Welcome To The Day After Judgment Day
Long after the events of Terminator 2, the future has been altered significantly but man is still plunged deep into a war against machines. As with the first Terminator movie, a cybernetic being from the future (the Rev-9 played by Gabriel Luna) is sent back to our time to assassinate a person of significance in the future – this time young Mexican factory worker, Dani Ramos [Reyes]. But on her side is an augmented soldier, Grace [Davis], sent back from the future to protect Dani and Sarah Connor [Hamilton], the future artificial intelligence’s previous target.

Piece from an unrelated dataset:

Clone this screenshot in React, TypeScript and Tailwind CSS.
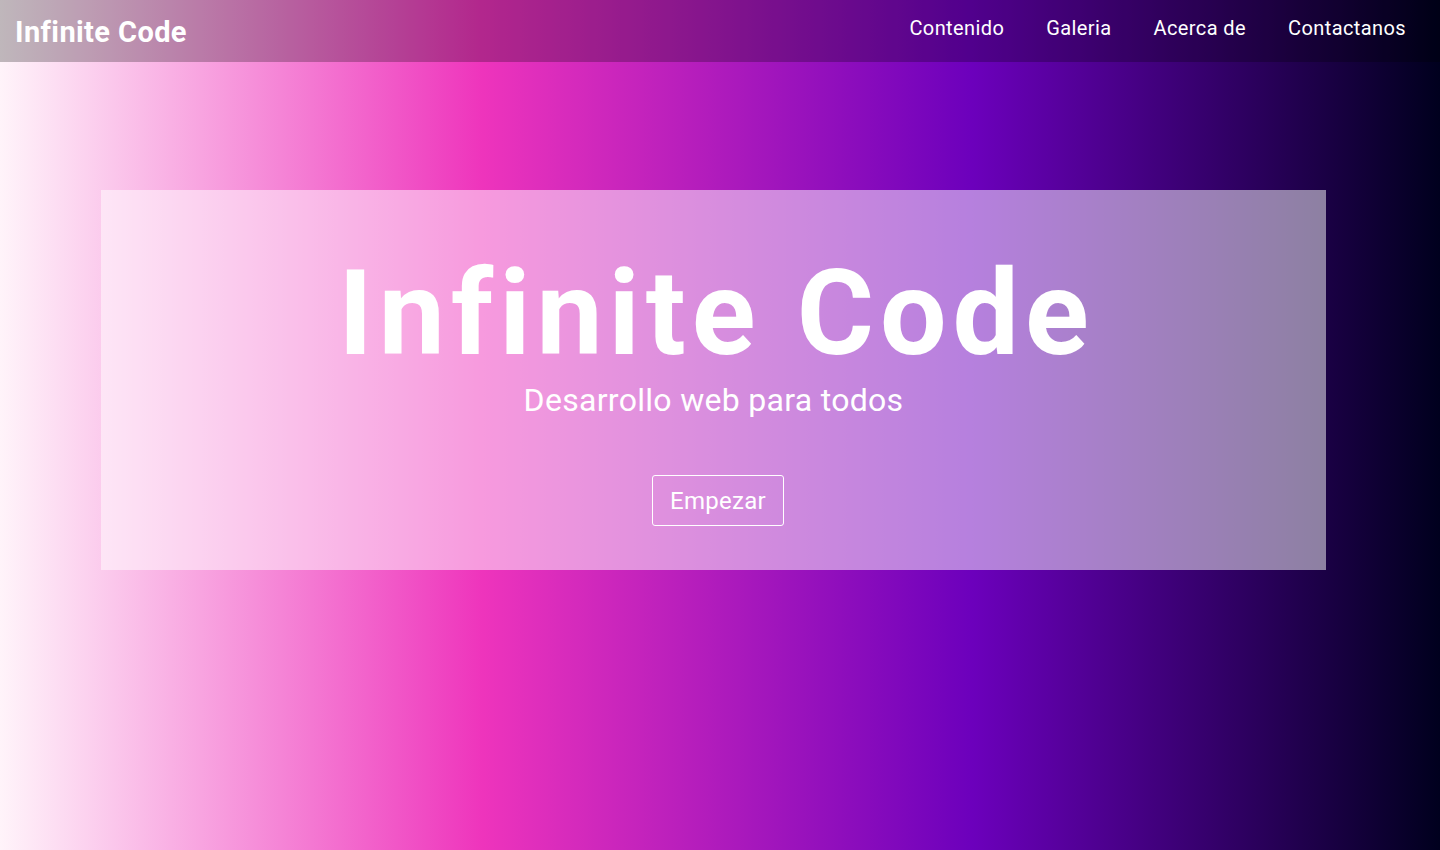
const navLinks = ["Contenido", "Galeria", "Acerca de", "Contactanos"];

export default function App() {
  return (
    <div
      className="min-h-screen w-full bg-[linear-gradient(to_right,#fff4fa_0%,#ee34bc_33.5%,#6c00bc_67.5%,#00001e_100%)] text-white"
      style={{ fontFamily: "Roboto, 'Liberation Sans', sans-serif" }}
    >
      {/* Header */}
      <header className="h-[62px] bg-black/25 flex items-center justify-between pl-[15px] pr-[34px]">
        <a href="#" className="text-[29px] font-bold tracking-[0.4px] leading-none mt-[2px]">
          Infinite Code
        </a>
        <nav className="flex items-center gap-[42px] -mt-[7px]">
          {navLinks.map((link) => (
            <a key={link} href="#" className="text-[20px] tracking-[0.4px] leading-none">
              {link}
            </a>
          ))}
        </nav>
      </header>

      {/* Hero */}
      <section className="pt-[128px] px-[101px] pr-[114px]">
        <div className="h-[380px] bg-white/50 flex flex-col items-center">
          <h1 className="mt-[65px] text-[118px] font-bold leading-none tracking-[6px] pl-[6px]">
            Infinite Code
          </h1>
          <p className="mt-[11px] text-[32px] tracking-[0.3px] leading-none">Desarrollo web para todos</p>
          <button className="mt-[59px] ml-[9px] h-[51px] px-[17px] border border-white rounded-[3px] text-[24px] tracking-[0.3px] leading-none">
            Empezar
          </button>
        </div>
      </section>
    </div>
  );
}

Much like 2018’s Halloween, Dark Fate is a combination of both reboot and retread as much as sequel. It scraps the last three attempts at a continuation and brings back the common element from the first two that was missing from Rise Of The Machines, Salvation and Genisys: Sarah Connor, or more specifically Linda Hamilton as Sarah Connor. It’s frankly indisputable that this decision is hands down the best idea the film has. John Connor is an interesting subject but Sarah’s evolution is where the series’ true heart lies. And like Halloween, bringing an older, bitter, war-weary Sarah gives the audience and the characters a fantastic juxtaposition.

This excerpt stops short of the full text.